Devil and dare exam!!!
In spite of soon coming my first semester BBA (honors) exam on 24 august, until now I cannot realize what is exam as well as why I will taken the exam?
On account of that there are no sign of student into me/mamun, still, the people think I am student, even my parents, relatives and friends so.
The people think about me, I am so-called great politician which their known by read my blog as well as column. Some people seems think about me, I am established person.
This is no matter.
In fact, I am not good student and I wasn’t good student, but, how to I was taken chance on BBA, I know nothing. Seems were it is accidentally!!!!???
Actually I think, BBA is too good subject where maximum students couldn’t take the chance. BBA is toooo valuable subject for the whole world!!!!
But, why the confession I have been sharing??
There was no relation with my curriculum books even my reading room, but everyday I have gone to the college and I successfully realize lecture of my beloved teachers.
But I didn’t care their any suggestion about the life niche.

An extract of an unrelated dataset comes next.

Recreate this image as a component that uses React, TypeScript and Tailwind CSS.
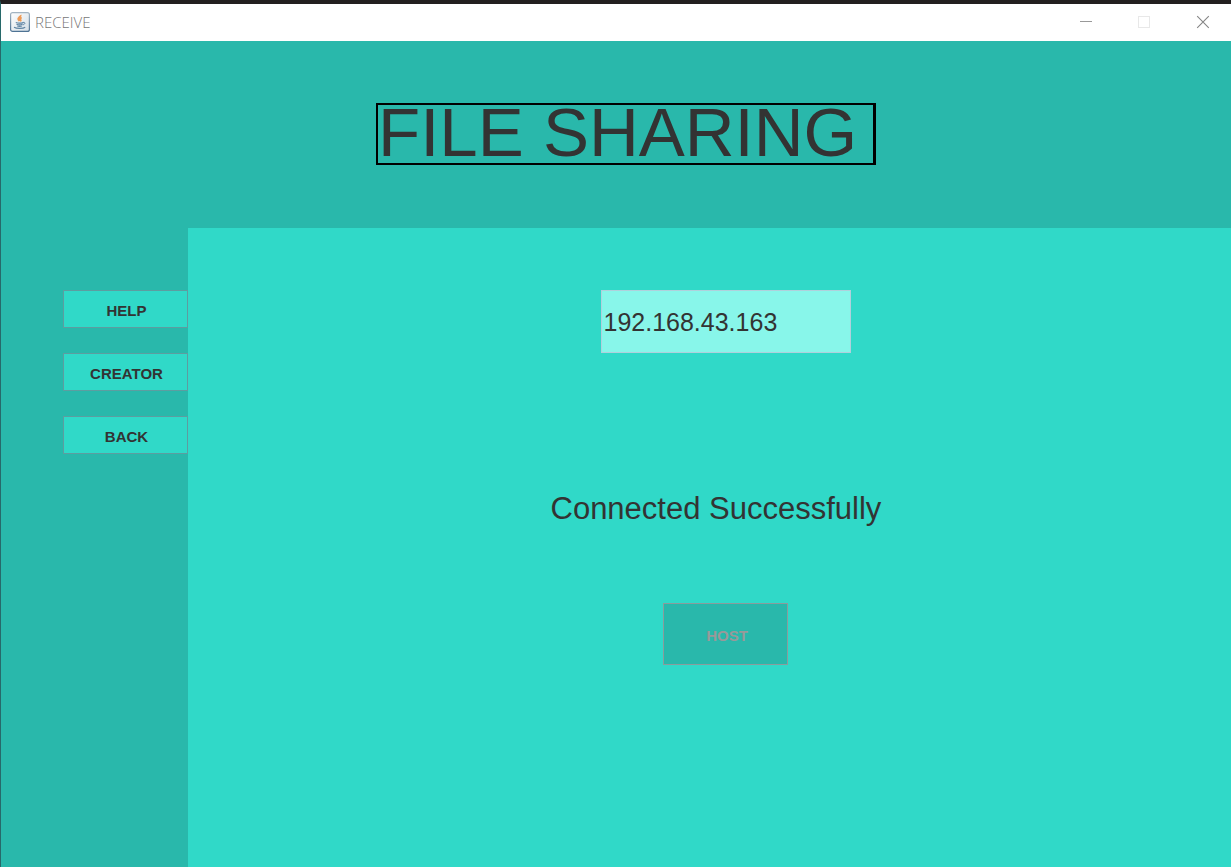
import { useState } from "react";

function JavaIcon() {
  return (
    <svg width="20" height="20" viewBox="0 0 20 20" aria-hidden="true">
      <defs>
        <linearGradient id="frame" x1="0" y1="0" x2="0" y2="1">
          <stop offset="0" stopColor="#a3b4c2" />
          <stop offset="1" stopColor="#4e7394" />
        </linearGradient>
        <linearGradient id="face" x1="0" y1="0" x2="1" y2="1">
          <stop offset="0" stopColor="#ffffff" />
          <stop offset="1" stopColor="#d3dde5" />
        </linearGradient>
      </defs>
      <rect x="0.6" y="0.6" width="18.8" height="18.8" rx="2" fill="url(#face)" stroke="url(#frame)" strokeWidth="1.2" />
      <path d="M10.6 3c.9 1.500-3.300 2.600-2.300 4.400.3.600.9 1 1.200 1.700M11.700 5.500c-1.700.8-1.900 1.500-1.200 2.300.5.600.3 1-.3 1.400" fill="none" stroke="#ee9a55" strokeWidth="1.900" />
      <path d="M5.800 10.600c1.900.6 5.300.6 7.400 0M6.500 12.300c1.600.6 4.500.6 6 0M7.200 13.900c1.400.5 3.500.5 4.700 0M4 15.200c2.500 1.500 9.200 1.500 11.200 0" fill="none" stroke="#5f84a3" strokeWidth="1.100" />
      <path d="M13 10.400c2.600-.6 2.600 2-.4 2.500" fill="none" stroke="#5f84a3" />
    </svg>
  );
}

function TitleBar() {
  return (
    <div className="flex h-[37px] items-center bg-white pb-[2px] pl-[9px] pr-[21px]">
      <JavaIcon />
      <span className="ml-[5px] font-['Open_Sans',sans-serif] text-[15px] leading-5 font-light text-[#777777]">RECEIVE</span>
      <div className="ml-auto flex items-center gap-[46px]">
        <button type="button" aria-label="Minimize" className="block">
          <svg width="12" height="12" viewBox="0 0 12 12" className="block">
            <path d="M0 5.500h12" stroke="#999999" />
          </svg>
        </button>
        <button type="button" aria-label="Maximize" disabled className="block">
          <svg width="12" height="12" viewBox="0 0 12 12" className="block">
            <rect x="0.5" y="0.5" width="11" height="11" fill="none" stroke="#e8e8e8" />
          </svg>
        </button>
        <button type="button" aria-label="Close" className="block">
          <svg width="14" height="14" viewBox="0 0 14 14" className="block">
            <path d="M1.200 1.200l11.600 11.600M12.800 1.200L1.200 12.800" stroke="#858585" strokeWidth="1.100" />
          </svg>
        </button>
      </div>
    </div>
  );
}

function MenuButton({ label }: { label: string }) {
  return (
    <button
      type="button"
      className="flex h-[38px] w-[125px] items-center justify-center border border-[#5d9da0] bg-[#30d9c8] pt-[3px] pl-[2px] text-[15px] leading-5 font-bold text-[#333333]"
    >
      {label}
    </button>
  );
}

export default function App() {
  const [address, setAddress] = useState("192.168.43.163");
  return (
    <div className="flex min-h-screen flex-col border-t-4 border-l border-t-[#231f20] border-l-[#27696a] bg-[#29b8ab] font-['Liberation_Sans',Arial,sans-serif] text-[#333333]">
      <TitleBar />
      <header className="flex h-[187px] items-center justify-center pb-[2px] pl-5">
        <h1 className="flex h-[62px] w-[500px] items-center border-2 border-r-3 border-black pb-[2px] text-[69px] leading-none whitespace-nowrap">
          FILE SHARING
        </h1>
      </header>
      <div className="flex flex-1">
        <nav className="flex w-[187px] shrink-0 flex-col items-end gap-[25px] pt-[62px]">
          <MenuButton label="HELP" />
          <MenuButton label="CREATOR" />
          <MenuButton label="BACK" />
        </nav>
        <main className="flex flex-1 flex-col items-center bg-[#30d9c8] pt-[62px] pl-8">
          <input
            type="text"
            aria-label="Host address"
            value={address}
            onChange={(e) => setAddress(e.target.value)}
            className="h-[63px] w-[250px] border border-[#b0d0dc] bg-[#88f6ea] px-[2px] pt-[1px] text-[25px] text-[#333333] outline-none"
          />
          <p className="mt-[138px] w-[350px] text-[31px] leading-9">Connected Successfully</p>
          <button
            type="button"
            disabled
            className="mt-[76px] flex h-[62px] w-[125px] items-center justify-center border border-[#8a9c9c] bg-[#29b8ab] pt-[3px] pl-[3px] text-[15px] leading-5 font-bold text-[#999999]"
          >
            HOST
          </button>
        </main>
      </div>
    </div>
  );
}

I never try to known what is the life? Sometimes they tip how to become a good student, but I didn’t care!!!
My problem here, I don’t know what is my future?
Sometime I think my future too bright, again sometimes I think my future is too dark.
What is can be true between the bright and dark?
Confession!
I am not good student also secret thing I was not good student, still the people think about me I am good student. This is very embarrassed situation for me. I always think I am very fool and aimless student.
Whatever, often the people invited to me for teach their beloved childe, I was ignoring the invitation. Actually, I haven’t habit to teach the privately.
Dear reader, this is not jokes, its true, which I every facing!